- Written instruction -
Reproduce each line of the material exactly, minus any picture.

• • •

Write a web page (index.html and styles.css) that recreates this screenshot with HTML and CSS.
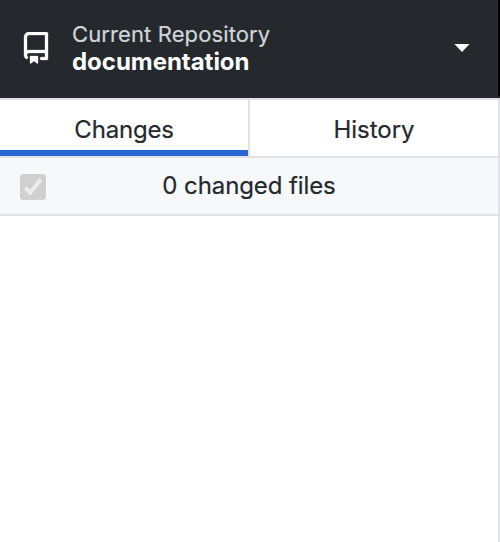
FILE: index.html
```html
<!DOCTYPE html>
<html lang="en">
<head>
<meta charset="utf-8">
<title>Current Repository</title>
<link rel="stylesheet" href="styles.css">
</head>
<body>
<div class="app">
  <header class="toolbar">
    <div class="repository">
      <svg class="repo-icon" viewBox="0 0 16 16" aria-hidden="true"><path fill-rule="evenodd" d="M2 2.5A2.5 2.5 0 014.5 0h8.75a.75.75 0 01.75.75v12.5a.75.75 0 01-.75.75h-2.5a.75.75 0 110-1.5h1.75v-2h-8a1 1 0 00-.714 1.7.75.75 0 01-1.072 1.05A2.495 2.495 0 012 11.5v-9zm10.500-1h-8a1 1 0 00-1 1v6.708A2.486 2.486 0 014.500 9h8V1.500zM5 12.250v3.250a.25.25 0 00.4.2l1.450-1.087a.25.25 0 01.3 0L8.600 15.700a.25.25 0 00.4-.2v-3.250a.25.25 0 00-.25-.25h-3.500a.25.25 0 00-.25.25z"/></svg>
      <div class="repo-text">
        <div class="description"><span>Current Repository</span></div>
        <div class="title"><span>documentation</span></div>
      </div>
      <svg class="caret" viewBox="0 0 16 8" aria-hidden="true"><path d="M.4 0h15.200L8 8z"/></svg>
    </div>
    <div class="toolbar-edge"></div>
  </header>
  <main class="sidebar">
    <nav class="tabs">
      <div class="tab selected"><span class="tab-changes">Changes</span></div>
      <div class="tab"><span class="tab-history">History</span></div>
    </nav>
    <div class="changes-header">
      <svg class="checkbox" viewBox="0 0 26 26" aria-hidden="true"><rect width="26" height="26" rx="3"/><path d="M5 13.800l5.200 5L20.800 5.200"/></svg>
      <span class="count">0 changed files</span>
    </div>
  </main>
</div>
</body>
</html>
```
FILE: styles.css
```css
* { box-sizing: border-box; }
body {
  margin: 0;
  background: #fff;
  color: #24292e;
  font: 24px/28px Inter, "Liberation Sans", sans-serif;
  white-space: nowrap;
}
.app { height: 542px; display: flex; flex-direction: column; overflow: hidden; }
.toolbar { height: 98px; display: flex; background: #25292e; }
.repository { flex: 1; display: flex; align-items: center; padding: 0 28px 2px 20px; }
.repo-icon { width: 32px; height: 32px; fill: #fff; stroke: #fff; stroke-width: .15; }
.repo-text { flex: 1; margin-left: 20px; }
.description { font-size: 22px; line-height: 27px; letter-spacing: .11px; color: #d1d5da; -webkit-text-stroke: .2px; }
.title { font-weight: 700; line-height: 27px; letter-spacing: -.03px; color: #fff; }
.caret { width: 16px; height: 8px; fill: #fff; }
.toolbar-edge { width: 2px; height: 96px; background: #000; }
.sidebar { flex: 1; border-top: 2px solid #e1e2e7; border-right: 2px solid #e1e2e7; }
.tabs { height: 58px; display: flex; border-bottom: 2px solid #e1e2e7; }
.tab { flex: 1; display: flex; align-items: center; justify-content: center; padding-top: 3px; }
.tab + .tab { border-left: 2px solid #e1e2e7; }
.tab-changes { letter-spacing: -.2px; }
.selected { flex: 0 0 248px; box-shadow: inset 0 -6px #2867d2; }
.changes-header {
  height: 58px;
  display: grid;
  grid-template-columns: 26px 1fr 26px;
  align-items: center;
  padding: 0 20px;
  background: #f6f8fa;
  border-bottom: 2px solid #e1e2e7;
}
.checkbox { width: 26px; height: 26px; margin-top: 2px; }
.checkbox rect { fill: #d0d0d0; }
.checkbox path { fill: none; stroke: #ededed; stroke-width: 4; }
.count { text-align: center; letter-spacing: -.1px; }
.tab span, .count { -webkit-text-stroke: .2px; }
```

• • •

- Response below -
Write a web page (index.html and styles.css) that recreates this screenshot with HTML and CSS.
FILE: index.html
```html
<!DOCTYPE html>
<html lang="en">
<head>
<meta charset="utf-8">
<title>Current Repository</title>
<link rel="stylesheet" href="styles.css">
</head>
<body>
<div class="app">
  <header class="toolbar">
    <div class="repository">
      <svg class="repo-icon" viewBox="0 0 16 16" aria-hidden="true"><path fill-rule="evenodd" d="M2 2.5A2.5 2.5 0 014.5 0h8.75a.75.75 0 01.75.75v12.5a.75.75 0 01-.75.75h-2.5a.75.75 0 110-1.5h1.75v-2h-8a1 1 0 00-.714 1.7.75.75 0 01-1.072 1.05A2.495 2.495 0 012 11.5v-9zm10.500-1h-8a1 1 0 00-1 1v6.708A2.486 2.486 0 014.500 9h8V1.500zM5 12.250v3.250a.25.25 0 00.4.2l1.450-1.087a.25.25 0 01.3 0L8.600 15.700a.25.25 0 00.4-.2v-3.250a.25.25 0 00-.25-.25h-3.500a.25.25 0 00-.25.25z"/></svg>
      <div class="repo-text">
        <div class="description"><span>Current Repository</span></div>
        <div class="title"><span>documentation</span></div>
      </div>
      <svg class="caret" viewBox="0 0 16 8" aria-hidden="true"><path d="M.4 0h15.200L8 8z"/></svg>
    </div>
    <div class="toolbar-edge"></div>
  </header>
  <main class="sidebar">
    <nav class="tabs">
      <div class="tab selected"><span class="tab-changes">Changes</span></div>
      <div class="tab"><span class="tab-history">History</span></div>
    </nav>
    <div class="changes-header">
      <svg class="checkbox" viewBox="0 0 26 26" aria-hidden="true"><rect width="26" height="26" rx="3"/><path d="M5 13.800l5.200 5L20.800 5.200"/></svg>
      <span class="count">0 changed files</span>
    </div>
  </main>
</div>
</body>
</html>
```
FILE: styles.css
```css
* { box-sizing: border-box; }
body {
  margin: 0;
  background: #fff;
  color: #24292e;
  font: 24px/28px Inter, "Liberation Sans", sans-serif;
  white-space: nowrap;
}
.app { height: 542px; display: flex; flex-direction: column; overflow: hidden; }
.toolbar { height: 98px; display: flex; background: #25292e; }
.repository { flex: 1; display: flex; align-items: center; padding: 0 28px 2px 20px; }
.repo-icon { width: 32px; height: 32px; fill: #fff; stroke: #fff; stroke-width: .15; }
.repo-text { flex: 1; margin-left: 20px; }
.description { font-size: 22px; line-height: 27px; letter-spacing: .11px; color: #d1d5da; -webkit-text-stroke: .2px; }
.title { font-weight: 700; line-height: 27px; letter-spacing: -.03px; color: #fff; }
.caret { width: 16px; height: 8px; fill: #fff; }
.toolbar-edge { width: 2px; height: 96px; background: #000; }
.sidebar { flex: 1; border-top: 2px solid #e1e2e7; border-right: 2px solid #e1e2e7; }
.tabs { height: 58px; display: flex; border-bottom: 2px solid #e1e2e7; }
.tab { flex: 1; display: flex; align-items: center; justify-content: center; padding-top: 3px; }
.tab + .tab { border-left: 2px solid #e1e2e7; }
.tab-changes { letter-spacing: -.2px; }
.selected { flex: 0 0 248px; box-shadow: inset 0 -6px #2867d2; }
.changes-header {
  height: 58px;
  display: grid;
  grid-template-columns: 26px 1fr 26px;
  align-items: center;
  padding: 0 20px;
  background: #f6f8fa;
  border-bottom: 2px solid #e1e2e7;
}
.checkbox { width: 26px; height: 26px; margin-top: 2px; }
.checkbox rect { fill: #d0d0d0; }
.checkbox path { fill: none; stroke: #ededed; stroke-width: 4; }
.count { text-align: center; letter-spacing: -.1px; }
.tab span, .count { -webkit-text-stroke: .2px; }
```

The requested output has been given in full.